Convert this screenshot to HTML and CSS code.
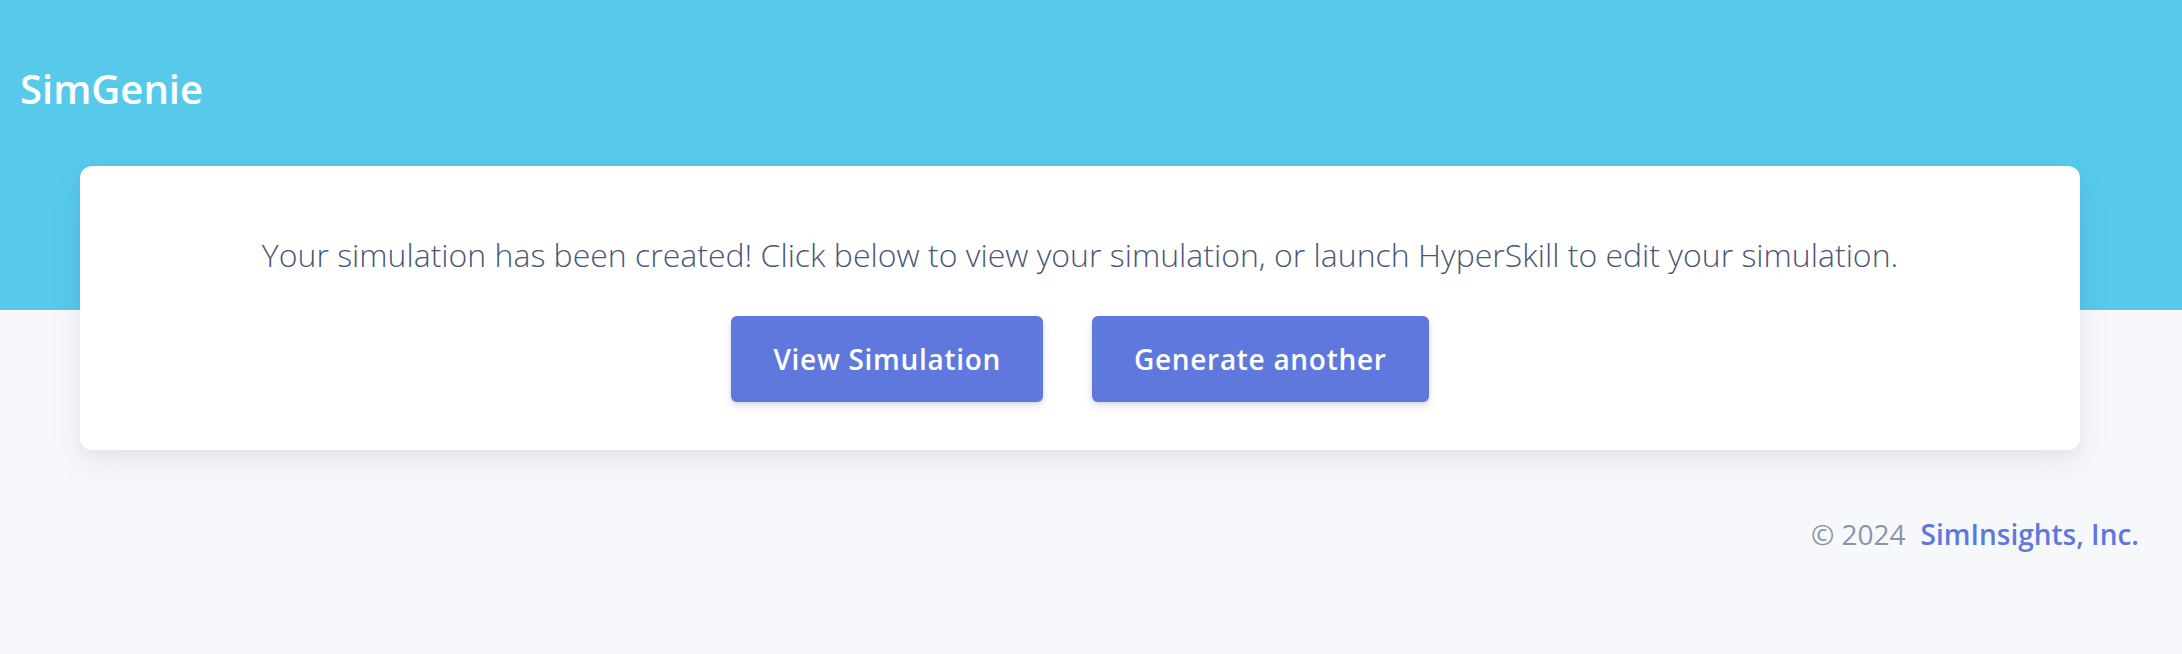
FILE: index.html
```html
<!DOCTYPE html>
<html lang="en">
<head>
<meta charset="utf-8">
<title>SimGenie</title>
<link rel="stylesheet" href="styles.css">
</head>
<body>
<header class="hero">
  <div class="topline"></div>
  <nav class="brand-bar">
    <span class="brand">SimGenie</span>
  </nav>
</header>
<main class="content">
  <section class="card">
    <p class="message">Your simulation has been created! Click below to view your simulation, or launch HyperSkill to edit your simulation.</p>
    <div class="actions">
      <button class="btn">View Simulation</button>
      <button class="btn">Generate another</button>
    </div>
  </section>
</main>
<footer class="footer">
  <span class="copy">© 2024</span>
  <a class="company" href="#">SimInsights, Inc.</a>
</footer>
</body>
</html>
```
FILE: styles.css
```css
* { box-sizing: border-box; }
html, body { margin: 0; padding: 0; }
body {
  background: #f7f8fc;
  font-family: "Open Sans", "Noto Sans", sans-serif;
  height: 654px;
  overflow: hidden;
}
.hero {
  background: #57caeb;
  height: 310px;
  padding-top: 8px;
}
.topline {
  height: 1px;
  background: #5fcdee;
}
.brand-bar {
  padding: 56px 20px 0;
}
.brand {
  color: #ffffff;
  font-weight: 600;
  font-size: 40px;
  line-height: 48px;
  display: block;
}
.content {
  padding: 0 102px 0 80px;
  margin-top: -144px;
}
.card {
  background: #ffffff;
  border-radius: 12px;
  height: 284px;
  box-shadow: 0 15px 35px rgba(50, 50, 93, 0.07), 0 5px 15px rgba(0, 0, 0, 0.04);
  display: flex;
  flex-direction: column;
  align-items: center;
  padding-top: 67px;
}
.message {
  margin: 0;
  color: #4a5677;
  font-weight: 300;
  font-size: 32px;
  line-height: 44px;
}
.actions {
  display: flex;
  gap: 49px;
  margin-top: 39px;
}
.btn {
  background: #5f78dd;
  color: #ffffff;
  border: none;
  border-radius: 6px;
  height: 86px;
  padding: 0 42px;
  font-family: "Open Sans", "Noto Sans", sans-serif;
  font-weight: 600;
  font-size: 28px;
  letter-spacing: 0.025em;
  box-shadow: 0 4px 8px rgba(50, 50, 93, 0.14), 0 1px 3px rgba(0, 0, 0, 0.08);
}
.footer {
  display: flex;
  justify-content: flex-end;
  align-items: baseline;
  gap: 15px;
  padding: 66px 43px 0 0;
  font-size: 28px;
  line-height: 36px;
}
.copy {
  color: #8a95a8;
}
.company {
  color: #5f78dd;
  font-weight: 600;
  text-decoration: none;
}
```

--- Task goal ---
Leave the pictures out and output the rest of the listing exactly.

--- Exercise response ---
Convert this screenshot to HTML and CSS code.
FILE: index.html
```html
<!DOCTYPE html>
<html lang="en">
<head>
<meta charset="utf-8">
<title>SimGenie</title>
<link rel="stylesheet" href="styles.css">
</head>
<body>
<header class="hero">
  <div class="topline"></div>
  <nav class="brand-bar">
    <span class="brand">SimGenie</span>
  </nav>
</header>
<main class="content">
  <section class="card">
    <p class="message">Your simulation has been created! Click below to view your simulation, or launch HyperSkill to edit your simulation.</p>
    <div class="actions">
      <button class="btn">View Simulation</button>
      <button class="btn">Generate another</button>
    </div>
  </section>
</main>
<footer class="footer">
  <span class="copy">© 2024</span>
  <a class="company" href="#">SimInsights, Inc.</a>
</footer>
</body>
</html>
```
FILE: styles.css
```css
* { box-sizing: border-box; }
html, body { margin: 0; padding: 0; }
body {
  background: #f7f8fc;
  font-family: "Open Sans", "Noto Sans", sans-serif;
  height: 654px;
  overflow: hidden;
}
.hero {
  background: #57caeb;
  height: 310px;
  padding-top: 8px;
}
.topline {
  height: 1px;
  background: #5fcdee;
}
.brand-bar {
  padding: 56px 20px 0;
}
.brand {
  color: #ffffff;
  font-weight: 600;
  font-size: 40px;
  line-height: 48px;
  display: block;
}
.content {
  padding: 0 102px 0 80px;
  margin-top: -144px;
}
.card {
  background: #ffffff;
  border-radius: 12px;
  height: 284px;
  box-shadow: 0 15px 35px rgba(50, 50, 93, 0.07), 0 5px 15px rgba(0, 0, 0, 0.04);
  display: flex;
  flex-direction: column;
  align-items: center;
  padding-top: 67px;
}
.message {
  margin: 0;
  color: #4a5677;
  font-weight: 300;
  font-size: 32px;
  line-height: 44px;
}
.actions {
  display: flex;
  gap: 49px;
  margin-top: 39px;
}
.btn {
  background: #5f78dd;
  color: #ffffff;
  border: none;
  border-radius: 6px;
  height: 86px;
  padding: 0 42px;
  font-family: "Open Sans", "Noto Sans", sans-serif;
  font-weight: 600;
  font-size: 28px;
  letter-spacing: 0.025em;
  box-shadow: 0 4px 8px rgba(50, 50, 93, 0.14), 0 1px 3px rgba(0, 0, 0, 0.08);
}
.footer {
  display: flex;
  justify-content: flex-end;
  align-items: baseline;
  gap: 15px;
  padding: 66px 43px 0 0;
  font-size: 28px;
  line-height: 36px;
}
.copy {
  color: #8a95a8;
}
.company {
  color: #5f78dd;
  font-weight: 600;
  text-decoration: none;
}
```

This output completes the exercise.